Breaking change: cluster connection behavior when between workers #10427
Description
On OSX, I've noticed a big difference between the way that connections are dealt with by a node.js master process when there are no workers ready to take care of that incoming connection. In node 0.10.36
(and before), the connection would be held open, and a worker that hadn't been started when that request was made would have the chance to handle it. In node 0.12.0
, incoming connections when between workers are outright refused.
At the very least, this should be documented.
Example code and output on both 0.10.36
and 0.12.0
follows:
var cluster = require('cluster');
var http = require('http');
var supertest = require('supertest');
var PORT = 3000;
// cluster.schedulingPolicy = cluster.SCHED_NONE;
if (!cluster.isMaster) {
http.createServer(function (req, res) {
if (req.url === '/error') {
setTimeout(function() {
throw new Error('something went wrong!');
}, 500);
}
else {
res.writeHead(200, {'Content-Type': 'text/plain'});
res.end('Hello World\n');
}
}).listen(PORT);
console.log('Worker %s running at port %s', cluster.worker.id, PORT);
}
else {
var count = 0;
var request = supertest('http://localhost:' + PORT);
var hitWorker = function(count) {
console.log('%s: Worker listening!
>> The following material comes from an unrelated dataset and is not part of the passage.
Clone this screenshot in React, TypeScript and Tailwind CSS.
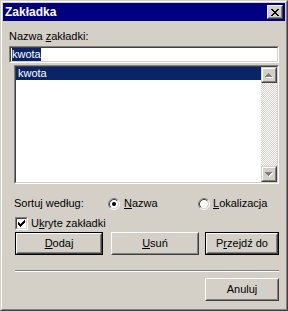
import type { ReactNode } from "react"

function Raised({ children, className = "", isDefault = false }: { children: ReactNode; className?: string; isDefault?: boolean }) {
  if (isDefault) {
    return (
      <div className={`border border-black bg-[#d4d0c8] ${className}`}>
        <div className="h-full border border-t-white border-l-white border-b-[#404040] border-r-[#404040]">
          <div className="h-full flex items-center justify-center border border-t-[#d4d0c8] border-l-[#d4d0c8] border-b-[#808080] border-r-[#808080]">
            {children}
          </div>
        </div>
      </div>
    )
  }
  return (
    <div className={`border border-t-white border-l-white border-b-[#404040] border-r-[#404040] bg-[#d4d0c8] ${className}`}>
      <div className="h-full flex items-center justify-center border border-t-[#d4d0c8] border-l-[#d4d0c8] border-b-[#808080] border-r-[#808080]">
        {children}
      </div>
    </div>
  )
}

function Sunken({ children, className = "", inner = "" }: { children: ReactNode; className?: string; inner?: string }) {
  return (
    <div className={`border border-t-[#808080] border-l-[#808080] border-b-white border-r-white ${className}`}>
      <div className={`h-full border border-t-[#404040] border-l-[#404040] border-b-[#d4d0c8] border-r-[#d4d0c8] bg-white ${inner}`}>
        {children}
      </div>
    </div>
  )
}

function CloseGlyph() {
  const rows = [
    [[0, 2], [6, 2]],
    [[1, 2], [5, 2]],
    [[2, 4]],
    [[3, 2]],
    [[2, 4]],
    [[1, 2], [5, 2]],
    [[0, 2], [6, 2]],
  ]
  return (
    <svg width="8" height="7" viewBox="0 0 8 7" shapeRendering="crispEdges">
      {rows.map((segs, y) => segs.map(([x, w]) => <rect key={`${y}-${x}`} x={x} y={y} width={w} height={1} fill="#000" />))}
    </svg>
  )
}

function Arrow({ down = false }: { down?: boolean }) {
  const rows = [
    [3, 1],
    [2, 3],
    [1, 5],
    [0, 7],
  ]
  const r = down ? [...rows].reverse() : rows
  return (
    <svg width="8" height="5" viewBox="0 0 8 5" shapeRendering="crispEdges">
      {r.map(([x, w], y) => <rect key={`s${y}`} x={x + 1} y={y + 1} width={w} height={1} fill="#fff" />)}
      {r.map(([x, w], y) => <rect key={`g${y}`} x={x} y={y} width={w} height={1} fill="#808080" />)}
    </svg>
  )
}

function Radio({ checked }: { checked?: boolean }) {
  return (
    <svg width="12" height="12" viewBox="0 0 12 12" className="shrink-0">
      <circle cx="6" cy="6" r="4.2" fill="#fff" />
      <path d="M2.11 9.89 A5.5 5.5 0 0 1 9.89 2.11" fill="none" stroke="#808080" />
      <path d="M9.89 2.11 A5.5 5.5 0 0 1 2.11 9.89" fill="none" stroke="#fff" />
      <path d="M2.82 9.18 A4.5 4.5 0 0 1 9.18 2.82" fill="none" stroke="#404040" />
      <path d="M9.18 2.82 A4.5 4.5 0 0 1 2.82 9.18" fill="none" stroke="#d4d0c8" />
      {checked && <circle cx="6" cy="6" r="2" fill="#000" />}
    </svg>
  )
}

function Check() {
  const rows = [
    [[6, 1]],
    [[5, 2]],
    [[0, 1], [4, 3]],
    [[0, 2], [3, 3]],
    [[0, 5]],
    [[1, 3]],
    [[2, 1]],
  ]
  return (
    <svg width="7" height="7" viewBox="0 0 7 7" shapeRendering="crispEdges">
      {rows.map((segs, y) => segs.map(([x, w]) => <rect key={`${y}-${x}`} x={x} y={y} width={w} height={1} fill="#000" />))}
    </svg>
  )
}

export default function App() {
  return (
    <div className="w-[288px] h-[311px] bg-[#d4d0c8] text-black text-[11px] leading-[13px] font-['Liberation_Sans',Arial,sans-serif] border border-t-[#d4d0c8] border-l-[#d4d0c8] border-b-[#404040] border-r-[#404040]">
      <div className="h-full border border-t-white border-l-white border-b-[#808080] border-r-[#808080] p-[1px] flex flex-col">
        <div className="h-[18px] bg-[#000080] flex items-center justify-between pl-[2px] pr-[2px]">
          <span className="text-white font-bold text-[12px]">Zakładka</span>
          <Raised className="w-[16px] h-[14px]">
            <CloseGlyph />
          </Raised>
        </div>

        <div className="flex flex-col px-[6px]">
          <div className="mt-[9px] h-[13px]">
            Nazwa <u>z</u>akładki:
          </div>
          <Sunken className="mt-[3px] h-[17px]" inner="pl-[1px]">
            <span className="bg-[#0a246a] text-white inline-block h-[13px]">kwota</span>
          </Sunken>
          <Sunken className="mt-[2px] ml-[5px] h-[119px]" inner="flex">
            <div className="flex-1">
              <div className="h-[13px] bg-[#0a246a] text-white pl-[2px]">kwota</div>
            </div>
            <div className="w-[16px] flex flex-col bg-[image:repeating-conic-gradient(#d4d0c8_0%_25%,#fff_0%_50%)] bg-size-[2px_2px]">
              <div className="h-[16px] border border-t-[#d4d0c8] border-l-[#d4d0c8] border-b-[#404040] border-r-[#404040]">
                <div className="h-full flex items-center justify-center bg-[#d4d0c8] border border-t-white border-l-white border-b-[#808080] border-r-[#808080]">
                  <Arrow />
                </div>
              </div>
              <div className="flex-1" />
              <div className="h-[16px] border border-t-[#d4d0c8] border-l-[#d4d0c8] border-b-[#404040] border-r-[#404040]">
                <div className="h-full flex items-center justify-center bg-[#d4d0c8] border border-t-white border-l-white border-b-[#808080] border-r-[#808080]">
                  <Arrow down />
                </div>
              </div>
            </div>
          </Sunken>

          <div className="mt-[13px] ml-[5px] h-[13px] flex items-center">
            <span className="w-[94px]">Sortuj według:</span>
            <div className="w-[90px] flex items-center gap-[4px]">
              <Radio checked />
              <span>
                <u>N</u>azwa
              </span>
            </div>
            <div className="flex items-center gap-[3px]">
              <Radio />
              <span>
                <u>L</u>okalizacja
              </span>
            </div>
          </div>

          <div className="mt-[6px] ml-[6px] h-[14px] flex items-center gap-[3px]">
            <Sunken className="w-[13px] h-[13px]" inner="flex items-center justify-center">
              <Check />
            </Sunken>
            <span>
              U<u>k</u>ryte zakładki
            </span>
          </div>

          <div className="mt-[2px] ml-[6px] h-[23px] flex">
            <Raised isDefault className="w-[88px] h-[23px]">
              <span>
                <u>D</u>odaj
              </span>
            </Raised>
            <Raised className="ml-[8px] w-[88px] h-[23px]">
              <span>
                <u>U</u>suń
              </span>
            </Raised>
            <Raised isDefault className="ml-[6px] w-[74px] h-[23px]">
              <span>
                P<u>r</u>zejdź do
              </span>
            </Raised>
          </div>

          <div className="mt-[15px] ml-[6px] border-t border-t-[#808080] border-b border-b-white" />

          <Raised className="mt-[6px] self-end w-[74px] h-[23px]">
            <span>Anuluj</span>
          </Raised>
        </div>
      </div>
    </div>
  )
}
Hitting it...', count);
request
.get('/error')
.expect(200, function(err, res) {
console.log('%s: Worker taken down, now making second request', count);
request
.get('/')
.expect('Hello World\n')
.expect(200, function(err, res) {
console.log('%s: Second request complete. Error:', count, err);
});
});
};
cluster.on('disconnect', function() {
count +=1;
if (count < 2) {
cluster.fork();
}
});
cluster.on('listening', function() {
hitWorker(count);
});
// start just one worker
cluster.fork();
var interval = setInterval(function() {
console.log('...');
}, 1000);
interval.unref();
}
output
node 0.12.0 (scheduling policy does not make a difference):
Worker 1 running at port 3000
0: Worker listening! Hitting it...
/Users/scottnonnenberg/Development/thehelp/cluster/test.js:13
throw new Error('something went wrong!');
^
Error: something went wrong!
at null._onTimeout (/test.js:13:15)
at Timer.listOnTimeout (timers.js:110:15)
0: Worker taken down, now making second request
0: Second request complete. Error: { [Error: connect ECONNREFUSED]
code: 'ECONNREFUSED',
errno: 'ECONNREFUSED',
syscall: 'connect' }
Worker 2 running at port 3000
1: Worker listening! Hitting it...
...
/Users/scottnonnenberg/Development/thehelp/cluster/test.js:13
throw new Error('something went wrong!');
^
Error: something went wrong!
at null._onTimeout (/test.js:13:15)
at Timer.listOnTimeout (timers.js:110:15)
1: Worker taken down, now making second request
1: Second request complete. Error: { [Error: connect ECONNREFUSED]
code: 'ECONNREFUSED',
errno: 'ECONNREFUSED',
syscall: 'connect' }
node 0.10.36:
Worker 1 running at port 3000
0: Worker listening! Hitting it...
/Users/scottnonnenberg/Development/thehelp/cluster/test.js:13
throw new Error('something went wrong!');
^
Error: something went wrong!
at null._onTimeout (/test.js:13:15)
at Timer.listOnTimeout [as ontimeout] (timers.js:112:15)
0: Worker taken down, now making second request
Worker 2 running at port 3000
1: Worker listening! Hitting it...
0: Second request complete. Error: null
...
/Users/scottnonnenberg/Development/thehelp/cluster/test.js:13
throw new Error('something went wrong!');
^
Error: something went wrong!
at null._onTimeout (/test.js:13:15)
at Timer.listOnTimeout [as ontimeout] (timers.js:112:15)
1: Worker taken down, now making second request
...
...
...
...
^C
This version hangs, because third worker not started, and master keeps connection open. Note also that '0: second request complete' actually comes after '1: worker listening!'. This is because that initial second request actually ends up hitting the second worker.